I have found Capture Go to be slightly more intuitive than the Stone Counting method. People can more easily recognize a capture than the subtleties of the end game in Stone Counting. I have created printable boards for both teaching methods. With Capture Go, I find that I can show someone the basics then let them loose with other beginners or start a game. Here's my method:
Explain that "if a stone is surrounded along the lines, it is captured. Diagonals don't count."
Take the 9x9 board, and show them a single white stone in atari in the middle. Ask "where would you place a stone to capture". It's better to give them a stone as you're saying this so they actually place the stone.
Then show them a single white stone in atari on the side. Same question.
Then a single white stone in the corner. Same question.
Then two stones in the middle, then on the side, then in the corner. Same question each time.
Then I set up a single white stone in atari in the middle and ask "if you were white, where would you place a stone to prevent being captured?"
Now they know go!
It takes 3-5 games for most people to start to get it, it goes pretty fast. If I play them, I use 5 stone handicap. Each game I *maybe* show them one thing (solid connection, diagonal/bamboo connections), but try more often to stay quiet. It's very easy to overwhelm. My first move is usually on side star point (3-7). And their first play is often attached on the "line of defeat" (2-7). I don't explain what's about to happen, but after I capture, I walk them through slowly and suggest to start again.
By game 10 they are beating me. When that happens one or two times, we dispense with capture go and play regular go "the winner is the one who has the most territory, surrounds the most empty spaces" and play to "the end, when neither of us can gain any more points". Of course, they don't know what that means exactly so I tell them when that happens (usually they ask, or they sit there stumped on where to move, or they move in a place where they lose a point). Then I show them scoring and explain territory. I don't explain those very deeply, just show them how to move the stones and count the spaces.

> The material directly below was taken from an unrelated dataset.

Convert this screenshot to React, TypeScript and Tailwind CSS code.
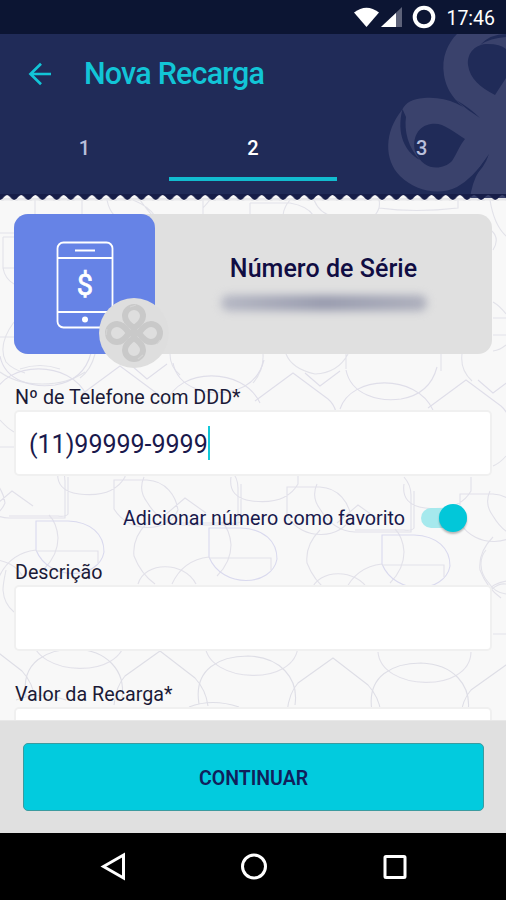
import React from "react";

const REPEATS = [-1, 0, 1, 2];

function Backdrop() {
  return (
    <svg className="h-full w-full" viewBox="0 200 506 520" fill="none" strokeWidth="1.1" aria-hidden="true">
      <g stroke="#e2e2e9">
        <path d="M35 200V215M82 200V215M107 200Q109 210 114 215M133 200Q148 206 155 216M140 200Q147 210 153 216M203 200V215M210 200L203 208" />
        <path d="M250 203H290Q307 206 313 215M250 203V215M283 215Q284 207 290 200M314 200Q320 214 333 216M379 200Q381 208 375 215M379 208Q415 213 458 208V200M490 200Q494 225 506 236M492 231Q500 239 493 250" />
        <path d="M0 233H14M3 237H14M3 237V268H14M3 268Q5 279 14 284M0 337H14M14 322Q-3 345 6 362Q12 369 25 373M20 369Q40 362 60 369M95 354Q91 370 80 378M0 372C22 388 62 388 85 372" />
        <path d="M493 302Q500 306 506 314M493 318H506M493 335H506M493 351Q500 350 506 345" />
        <path d="M170 354Q170 367 180 375M263 354Q264 370 253 383M286 354Q292 369 315 374Q338 373 348 354M346 354V369M441 354V371M462 354Q460 370 472 381" />
        <path d="M0 420Q7 428 14 432M0 447H15M493 466Q500 463 506 456M493 634H506M14 612Q4 604 3 590Q3 584 6 570M492 589Q499 583 506 584M506 594Q495 593 488 582C479 572 479 558 486 550" />
      </g>
      {REPEATS.map((k) => (
        <g key={k} transform={`translate(${k * 173} ${k * 7})`}>
          <path stroke="#dfdee9" d="M82 394L120 366L155 392Q161 397 163 405M132 366L147 379L167 364M173 363C178 388 206 395 228 392Q257 387 264 360M167 402C178 368 243 366 260 403" />
          <path stroke="#e1e0e9" d="M68 477V514Q66 517 58 516H9M58 470Q55 491 79 494Q113 498 125 477V463M114 480H147C166 481 176 496 178 510C169 532 130 535 114 509ZM144 477Q138 490 147 502Q160 524 182 525H238V488Q238 478 231 470M164 516L185 498L206 513" />
          <path stroke="#d9d9ee" d="M36 550V521H68C91 522 104 534 104 552C99 580 49 582 36 550" />
          <path stroke="#e2e1e9" d="M36 551H98V563M-1 577Q10 553 36 550M138 584C145 561 184 561 196 584M147 523Q132 538 134 556Q141 574 155 584M217 576Q231 562 231 545Q230 530 222 522M32 638C35 677 124 680 125 638" />
          <path stroke="#dedee6" d="M26 697C20 661 48 649 75 649C107 650 126 671 122 698M114 705Q116 686 125 676L160 651L195 678Q206 690 208 706M16 700Q39 691 66 700" />
        </g>
      ))}
    </svg>
  );
}

function HeaderEmblem() {
  return (
    <svg className="absolute right-0 top-0 h-[166px] w-[126px]" viewBox="380 34 126 166" aria-hidden="true">
      <path fill="#3a426c" d="M457 34H506V200H470Q471 184 480 169L488 156Q472 179 457 187C439 196 415 191 400 176C384 160 384 132 402 110C406 102 412 99 424 98C446 96 463 105 480 118C459 106 447 94 444 75C441 57 448 43 457 34Z" />
      <path fill="#202b58" d="M465 139C452 131 443 122 431 124C418 126 412 138 415 151C423 171 442 171 452 161C457 154 459 146 465 139ZM495 95C480 87 470 79 468 65C467 52 476 44 488 44Q500 44 506 49V78ZM480 45Q490 34 506 34V37Q490 38 480 45Z" />
      <path fill="#202b58" d="M402.500 109C396 134 405 152 420 160C408 148 404 130 406 117ZM456 100Q467 110 480 118Q470 108 456 100ZM489 154L473 177Q484 169 489 154Z" />
    </svg>
  );
}

function Scallops() {
  return (
    <svg className="absolute inset-x-0 top-[160px] h-[8px] w-full" viewBox="0 194 506 8" aria-hidden="true">
      <defs>
        <pattern id="teeth" x="0" y="194" width="14.15" height="8" patternUnits="userSpaceOnUse">
          <path d="M0 4H14.150V5.500Q12 8 10 6.500H4Q2 8 0 5.500Z" fill="#e7e7ea" />
          <path d="M0 6Q2.200 5.500 4.500 2.500Q7.070 -.6 9.600 2.500Q12 5.500 14.150 6V0H0Z" fill="#161d48" />
        </pattern>
      </defs>
      <rect y="194" width="506" height="8" fill="url(#teeth)" />
    </svg>
  );
}

function Clover() {
  return (
    <svg className="absolute left-[84px] top-[83px] h-[72px] w-[72px]" viewBox="-36 -36 72 72" aria-hidden="true">
      <circle r="35" fill="#dedede" />
      <g fill="none" stroke="#c9c9c9" strokeWidth="6">
        {[0, 90, 180, 270].map((a) => (
          <path key={a} transform={`rotate(${a})`} d="M0 -5Q-9 -11 -9 -17A9 9 0 1 1 9 -17Q9 -11 0 -5Z" />
        ))}
      </g>
      <path d="M-7 0L0 -7L7 0L0 7Z" fill="#c9c9c9" />
      <path d="M-4 -26L2 -28M26 7L23 11M-27 -4L-28 2M4 26L9 22" stroke="#d4d4d4" strokeWidth="1.200" />
    </svg>
  );
}

function Label({ children, className }: { children: React.ReactNode; className: string }) {
  return <div className={`h-6 whitespace-nowrap text-[19.7px] leading-[26px] ${className}`}>{children}</div>;
}

export default function App() {
  return (
    <div className="flex h-[900px] w-[506px] flex-col overflow-hidden bg-black font-['Roboto',sans-serif]">
      <div className="flex h-[34px] shrink-0 items-center justify-end bg-[#0c1533] pr-[11px] text-white">
        <svg className="mr-[9px] h-[24px] w-[84px]" viewBox="354 6 84 24" fill="#fff" aria-hidden="true">
          <path d="M355 13.500Q367.500 4 380 13.500L367.500 28Z" />
          <path d="M403 8V28H382Z" fill="#5d6279" />
          <path d="M397 14V28H382Z" />
          <circle cx="425" cy="18" r="9.300" fill="none" stroke="#fff" strokeWidth="4" />
        </svg>
        <span className="pt-[3px] text-[19.5px] leading-6">17:46</span>
      </div>

      <header className="relative z-10 h-[161px] shrink-0 bg-[#202b58]">
        <HeaderEmblem />
        <Scallops />
        <div className="relative flex h-[79px] items-center pl-[28px]">
          <svg className="h-[24px] w-[24px]" viewBox="0 0 24 24" fill="none" stroke="#12c5d7" strokeWidth="2.700" aria-hidden="true">
            <path d="M23 12H2.500M13 1.800L2.500 12L13 22.200" />
          </svg>
          <h1 className="ml-[32px] whitespace-nowrap text-[30.500px] font-medium leading-9 tracking-[-0.8px] text-[#12c5d7]">Nova Recarga</h1>
        </div>
        <nav className="relative grid h-[68px] grid-cols-3 text-center text-xl font-medium leading-[70px] text-[#b9bfdb]">
          <span>1</span>
          <span className="h-[68px] border-b-4 border-[#12bccf] text-white">2</span>
          <span>3</span>
        </nav>
      </header>

      <main className="relative h-[525px] shrink-0 overflow-hidden bg-[#f8f8f8] pt-[5px]">
        <div className="absolute inset-x-0 bottom-0 top-[5px]"><Backdrop /></div>
        <div className="relative flex flex-col px-[14px] pt-[14px]">
          <section className="relative flex h-[140px] rounded-[14px] bg-[#e0e0e0]">
            <div className="h-full w-[141px] rounded-[14px] bg-[#6683e6]">
              <svg className="ml-[42px] mt-[27px] h-[88px] w-[58px]" viewBox="56 241 58 88" fill="none" stroke="#fff" strokeWidth="1.800" aria-hidden="true">
                <rect x="57.500" y="242.500" width="55" height="85" rx="6" />
                <path d="M57 258H113M57 312H113M75 250.500H95" />
                <circle cx="85" cy="319.500" r="3" fill="#fff" stroke="none" />
                <text x="85" y="294.500" textAnchor="middle" fontFamily="Roboto" fontSize="29" fill="#fff" strokeWidth=".7">$</text>
              </svg>
            </div>
            <div className="flex flex-1 flex-col items-center pt-[41px]">
              <h2 className="whitespace-nowrap text-[25px] font-medium leading-7 tracking-[0.05px] text-[#100d43]">Número de Série</h2>
              <div className="mt-[12px] h-[16px] w-[206px] rounded-full bg-gradient-to-r from-[#b6b8c4] via-[#989bae] to-[#aeb0bd] blur-[4px]" />
            </div>
            <Clover />
          </section>

          <Label className="ml-px mt-[31px] text-[#1b1a37]">Nº de Telefone com DDD*</Label>
          <div className="mt-px flex h-[66px] items-center rounded-[5px] border-2 border-[#f0f0f0] bg-white pl-[13px]">
            <span className="whitespace-nowrap pt-[3px] text-[25px] leading-8 text-[#19194c]">(11)99999-9999</span>
            <span className="h-[34px] w-[2px] bg-[#12c8d9]" />
          </div>

          <div className="mt-[28px] flex h-[28px] items-center justify-end pr-[25px]">
            <Label className="mr-[16px] text-[#19194c]">Adicionar número como favorito</Label>
            <div className="flex h-[20px] w-[46px] items-center justify-end rounded-full bg-[#a6e9ed]">
              <span className="h-7 w-7 shrink-0 rounded-full bg-[#02c7d9] shadow-[0_2px_2px_rgba(0,0,0,0.25)]" />
            </div>
          </div>

          <Label className="ml-px mt-[28px] text-[#1b1a37]">Descrição</Label>
          <div className="mt-px h-[66px] rounded-[5px] border-2 border-[#f0f0f0] bg-white" />
          <Label className="ml-px mt-[31px] text-[#1b1a37]">Valor da Recarga*</Label>
          <div className="mt-px h-[66px] shrink-0 rounded-[5px] border-2 border-[#f0f0f0] bg-white" />
        </div>
      </main>

      <footer className="h-[113px] shrink-0 border-t border-[#e8e8e8] bg-[#e0e0e0] pl-[23px] pr-[22px] pt-[22px]">
        <button className="block h-[68px] w-full rounded-[5px] border border-[#3b9b9f] bg-[#02cbde] text-[19.5px] font-semibold leading-[69px] text-[#10205b]">CONTINUAR</button>
      </footer>

      <div className="h-[67px] shrink-0 bg-black">
        <svg className="h-full w-full" viewBox="0 833 506 67" fill="none" stroke="#fff" strokeWidth="3" aria-hidden="true">
          <path d="M103.500 866.500L123.500 855V878Z" />
          <circle cx="254" cy="866.500" r="11.500" />
          <rect x="385" y="856.500" width="20" height="21" rx="1" />
        </svg>
      </div>
    </div>
  );
}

I use the flyers from AGA.
Direct link to word template, or here at the top level, look for the What Is Go? Poster
Here's my customization. I also put them in a stand-up acrylic display stand anywhere I'm playing so if people are interested, they can read about the game. I often ask "Have you heard of the game of Go?". In any advertisements I refer to it as "The Ancient Game of Go".
I have the AGA trifold of Capture Go with my website written on it.
I have business cards to pass out to anyone that looks interested. It has the website information and a plea to come learn or play and the AGA rules on the back. I put an email link on the website, not on the business card.
Carry business cards with you everywhere (5-10 is usually enough).
If someone is interested, they'll walk away usually with a business card, the tri-fold Capture Go, and the 9x9 board with Capture Go instructions on the back.
I would start with one 19x19, two 13x13 boards, and four 9x9. This requires 3 full sets of stones and will handle 14 people all playing at the same time. You can have a dozen printed 9x9 boards to hand out or use as well. This will handle 4 more people if no one uses the 13x13.
It all depends on your mix of skill levels. I end up teaching a lot of people at our club, so I use more of the small boards.
The AGF has one of the best deals on most teaching/club equipment for qualified programs, though I think there's not enough bowls if you split the stones up for use with small boards. You can supplement the bowls with Ziploc Smart Snap bowls from Walmart. Size "XS" bowl is great for this (6 for about $3).
Another option is the Go Kit Club Pack which is similar in cost with different equipment (laminated boards, plastic chips for stones, bowls for everyone).
I don't know of any other inexpensive equipment options for clubs.